Hadi İtalyan restoranlarında neyse de, artık köşebaşındaki esnaf lokantasında bile makarna çeşitleri İtalyanca isimle anılır oldu ya, bu kadarı tahammül edilir gibi değil...
Çubuk makarna yıllar önce spagetti olmuştu zaten.
Şimdi 40 yılın düdük makarnası oldu penne...
Diyelim bir restorana gittiniz, es keza penne yerine "Düdük makarnası istiyorum" dediniz, bittiniz!
Ya garson ya masadakiler dayak yemişten beter yapar sizi.
Bu düdük makarnanın kısa kesilmişine de maccherone diyeceksiniz haberiniz olsun.
En çok da şu erişte koyuyor bana.
Çocukluğumda anneannem kurutmak için dama sererdi, şimdi adı oldu taglietelle.
Kalınca kesilmiş yumurtalısı da var bu eriştenin; linguine dediğimiz...
Zaten anneannem bile unuttu eriştenin adını, "Nerde o eski linguine’ler" diye anlatıyor artık.
Bitti mi mönü?
Biter mi...
Burgu makarnayı fusilli diye kaynatıyor annem evde...
Fiyonk makarna oldu farfalle...
Çimdik mantı tortellini...
Bildiğimiz mantı ravioli...
Hatta sigara böreği cannelloni...
Geçtim Paper Moon’u, La Pergola’yı, esnaf lokantasında bile durum böyle.
Özenti aldı başını gitti...
Bu kadarına pes artık!
Ya oturup İtalyanca öğrenin ya da bir süre sonra aç kalacaksınız, benden söylemesi...
İDO’ya kapalı devre yayın lazım
İstanbul Deniz Otobüsleri’ndeki televizyonlarda neden sürekli Samanyolu TV açık yazım üzerine İDO bir açıklama gönderdi.
Gemilerde prensip olarak NTV, CNN Türk ve 24 haber kanalları açık tutuluyormuş.
Ancak hareket halinde görüntü bozulduğu zaman yolcuların tercihleri devreye giriyormuş.
Yani kumandayı kapan istediği kanalı izlettiriyor yolculara.

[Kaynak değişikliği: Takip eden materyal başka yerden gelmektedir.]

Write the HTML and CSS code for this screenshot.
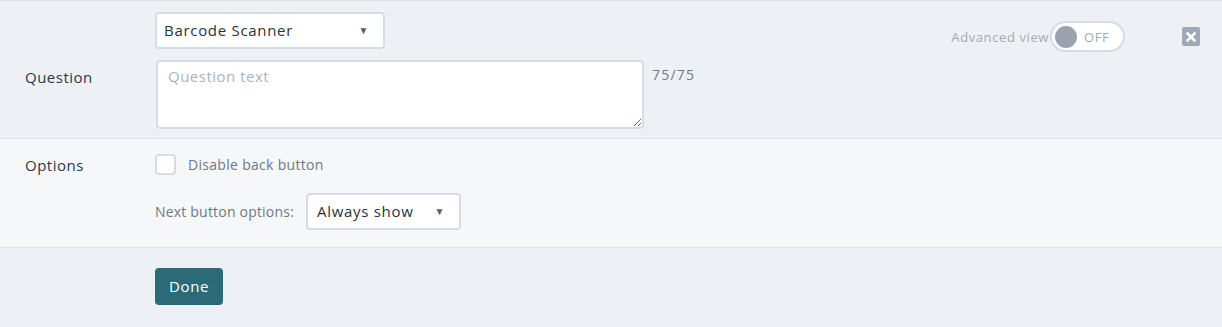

Benim itirazım tam da buna işte.
Yolcunun insiyatifine bırakılır mı bu iş?
Bırakılırsa kimi STV’yi açar, kimi Saadet Partisi’nin kanalını, kimi de İşçi Partisi’nin...
İDO hem bu başıbozukluğun önüne geçmek hem de yolcularına daha net bir yayın izletmek için kapalı devre tv yayınına geçmeli.
Tıpkı havaalanlarında, alışveriş merkezlerinde, metroda olduğu gibi...
Bu kapalı devre yayını bir haber kanalına ihale ederlerse, üste para da kazanırlar.
Beyefendi listesi
Dün yayınladığım beyefendiler listesine okurlardan çeşitli itirazlar geldi.
En büyük itiraz Fatih Terim ve Haşmet Babaoğlu’na...
Biri İsviçre maçındaki kavganın mimari, diğeri Nişantaşı’nda kafe bastı diyorlar...
Ve ekliyorlar; Beyefendilik kıstasları ne zamandır değişti?